Task to complete:
Please return nothing but the lines between the line holding "Clone this screenshot" and the line holding "const bonus = 45;", both ends included, without the pictures.

Provided records:

▬▬▬▬▬▬▬▬▬▬

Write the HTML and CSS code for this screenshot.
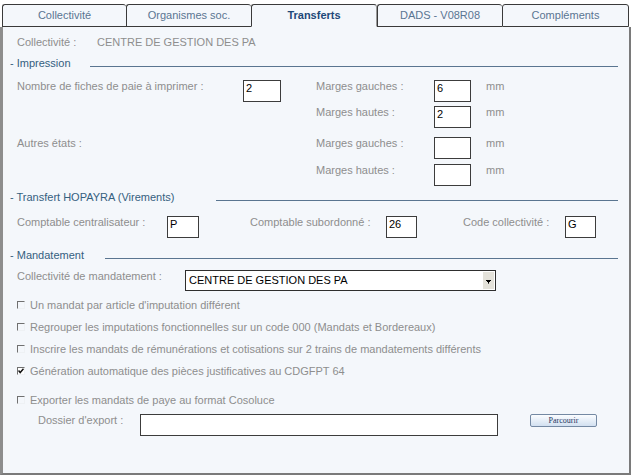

▬▬▬▬▬▬▬▬▬▬

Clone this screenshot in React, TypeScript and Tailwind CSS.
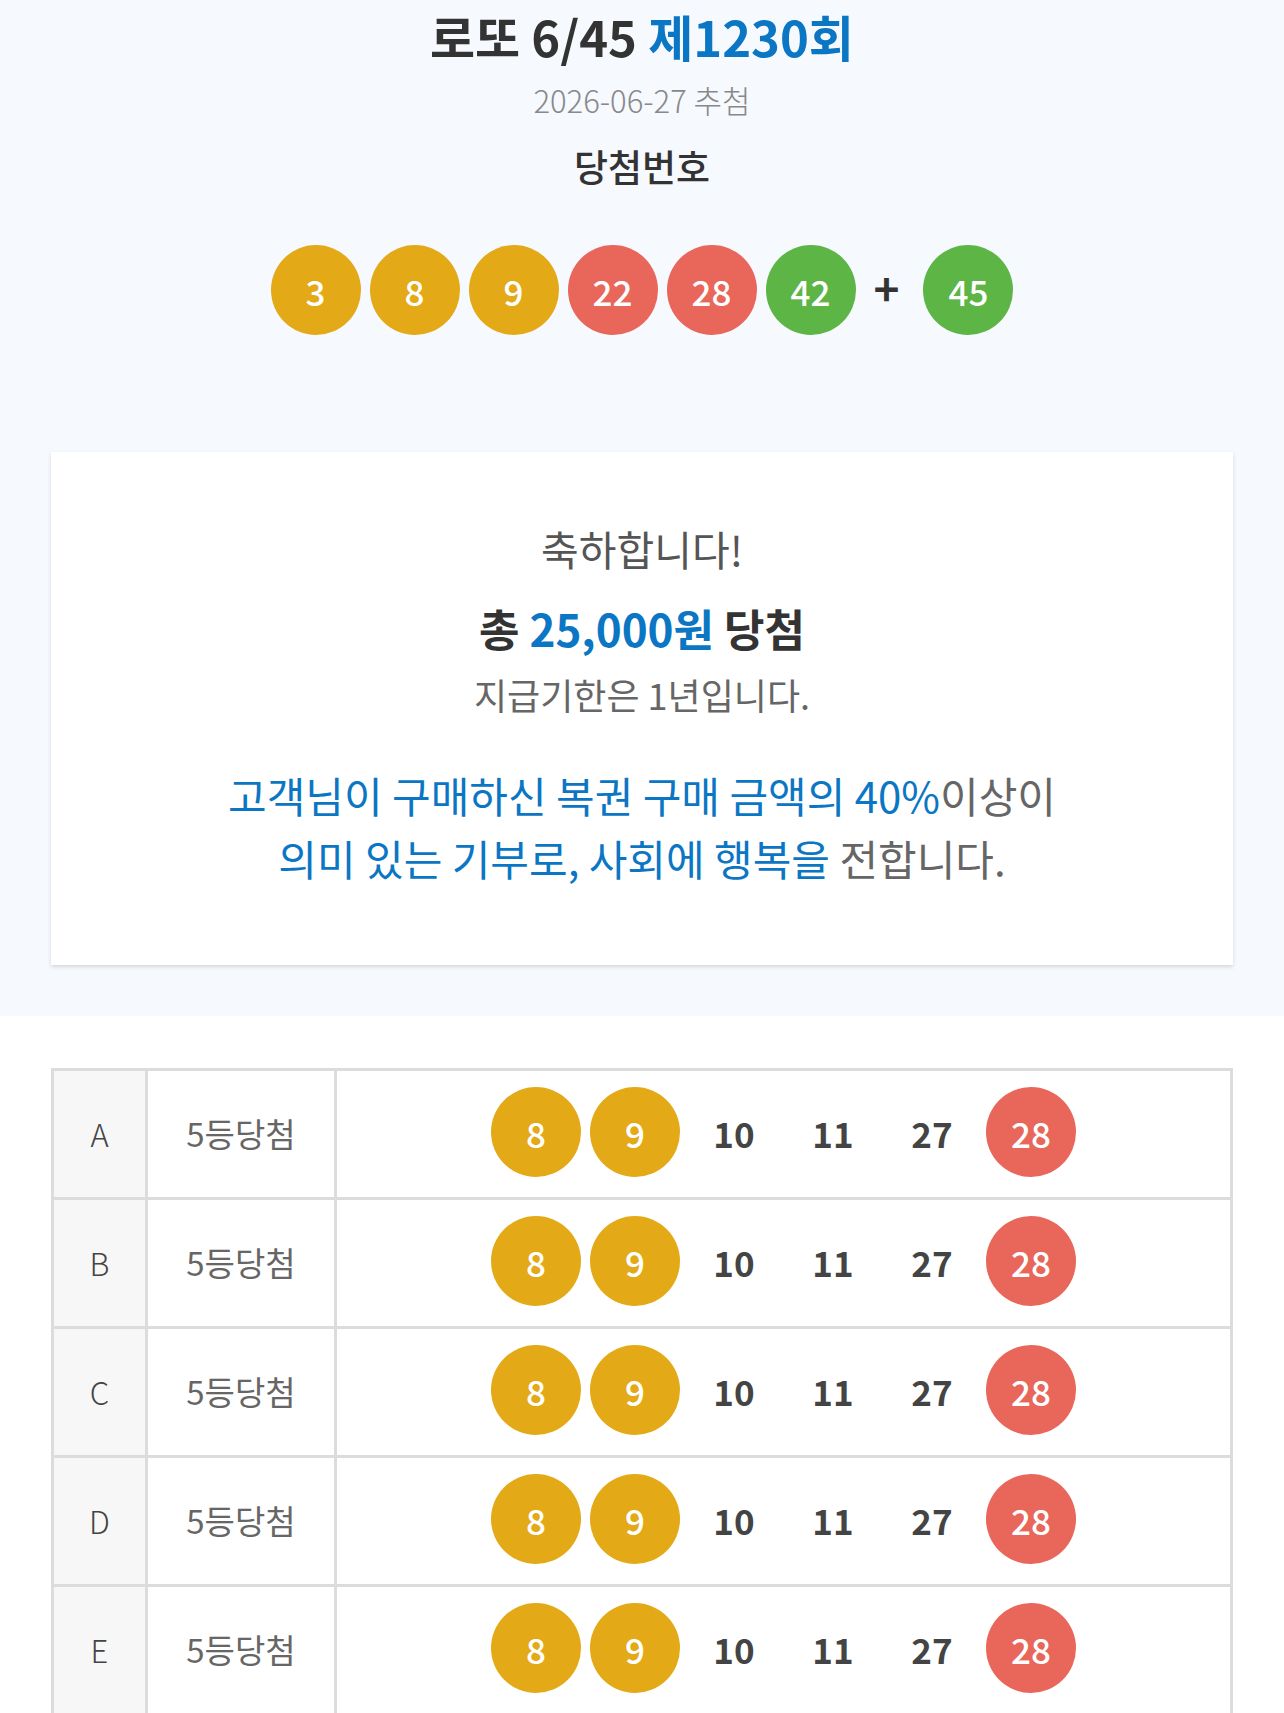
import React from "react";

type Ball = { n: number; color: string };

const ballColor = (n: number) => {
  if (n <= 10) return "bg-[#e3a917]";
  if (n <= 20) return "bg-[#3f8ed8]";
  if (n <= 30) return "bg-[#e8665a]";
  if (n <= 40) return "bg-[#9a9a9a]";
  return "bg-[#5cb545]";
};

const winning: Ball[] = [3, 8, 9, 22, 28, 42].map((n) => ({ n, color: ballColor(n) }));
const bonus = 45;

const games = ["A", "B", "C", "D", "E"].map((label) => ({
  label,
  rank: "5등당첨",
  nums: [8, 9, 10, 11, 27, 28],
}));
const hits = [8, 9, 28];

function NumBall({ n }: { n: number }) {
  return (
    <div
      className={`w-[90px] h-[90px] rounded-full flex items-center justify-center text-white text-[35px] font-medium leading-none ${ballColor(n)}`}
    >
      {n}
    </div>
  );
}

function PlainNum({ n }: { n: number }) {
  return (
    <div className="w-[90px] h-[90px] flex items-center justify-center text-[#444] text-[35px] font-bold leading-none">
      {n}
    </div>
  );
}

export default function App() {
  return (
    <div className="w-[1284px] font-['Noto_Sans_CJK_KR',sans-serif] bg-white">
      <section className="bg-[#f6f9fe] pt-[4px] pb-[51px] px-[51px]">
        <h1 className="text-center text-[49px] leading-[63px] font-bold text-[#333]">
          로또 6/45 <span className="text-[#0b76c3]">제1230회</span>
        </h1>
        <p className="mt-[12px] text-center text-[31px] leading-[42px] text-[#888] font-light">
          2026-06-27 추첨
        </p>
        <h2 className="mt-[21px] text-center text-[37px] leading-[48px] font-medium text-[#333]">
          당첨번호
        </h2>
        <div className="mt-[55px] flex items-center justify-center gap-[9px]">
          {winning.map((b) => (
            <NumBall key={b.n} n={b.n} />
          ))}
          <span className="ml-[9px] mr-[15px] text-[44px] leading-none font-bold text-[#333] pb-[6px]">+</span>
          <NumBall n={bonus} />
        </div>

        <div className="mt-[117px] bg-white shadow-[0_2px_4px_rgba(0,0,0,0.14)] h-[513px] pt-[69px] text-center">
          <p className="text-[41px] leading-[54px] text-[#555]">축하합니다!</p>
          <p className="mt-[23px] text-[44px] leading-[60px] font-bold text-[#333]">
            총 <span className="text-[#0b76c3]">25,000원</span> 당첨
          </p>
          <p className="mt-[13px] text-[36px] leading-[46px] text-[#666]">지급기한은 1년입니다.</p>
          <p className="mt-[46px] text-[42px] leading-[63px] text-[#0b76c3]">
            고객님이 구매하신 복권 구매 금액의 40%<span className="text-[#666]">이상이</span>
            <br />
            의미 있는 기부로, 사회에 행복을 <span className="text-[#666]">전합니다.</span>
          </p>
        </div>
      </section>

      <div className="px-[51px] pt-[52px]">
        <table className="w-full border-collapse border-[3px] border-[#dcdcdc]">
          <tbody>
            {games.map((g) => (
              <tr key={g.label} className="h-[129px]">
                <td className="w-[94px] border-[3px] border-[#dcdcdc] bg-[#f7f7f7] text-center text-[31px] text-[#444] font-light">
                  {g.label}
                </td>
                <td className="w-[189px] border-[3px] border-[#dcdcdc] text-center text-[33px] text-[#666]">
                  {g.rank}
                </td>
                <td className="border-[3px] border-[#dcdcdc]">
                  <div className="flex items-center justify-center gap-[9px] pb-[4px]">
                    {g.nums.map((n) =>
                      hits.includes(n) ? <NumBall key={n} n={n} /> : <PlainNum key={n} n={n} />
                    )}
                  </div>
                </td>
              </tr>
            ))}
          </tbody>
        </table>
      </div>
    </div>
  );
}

▬▬▬▬▬▬▬▬▬▬

Solution to this problem:
Clone this screenshot in React, TypeScript and Tailwind CSS.
import React from "react";

type Ball = { n: number; color: string };

const ballColor = (n: number) => {
  if (n <= 10) return "bg-[#e3a917]";
  if (n <= 20) return "bg-[#3f8ed8]";
  if (n <= 30) return "bg-[#e8665a]";
  if (n <= 40) return "bg-[#9a9a9a]";
  return "bg-[#5cb545]";
};

const winning: Ball[] = [3, 8, 9, 22, 28, 42].map((n) => ({ n, color: ballColor(n) }));
const bonus = 45;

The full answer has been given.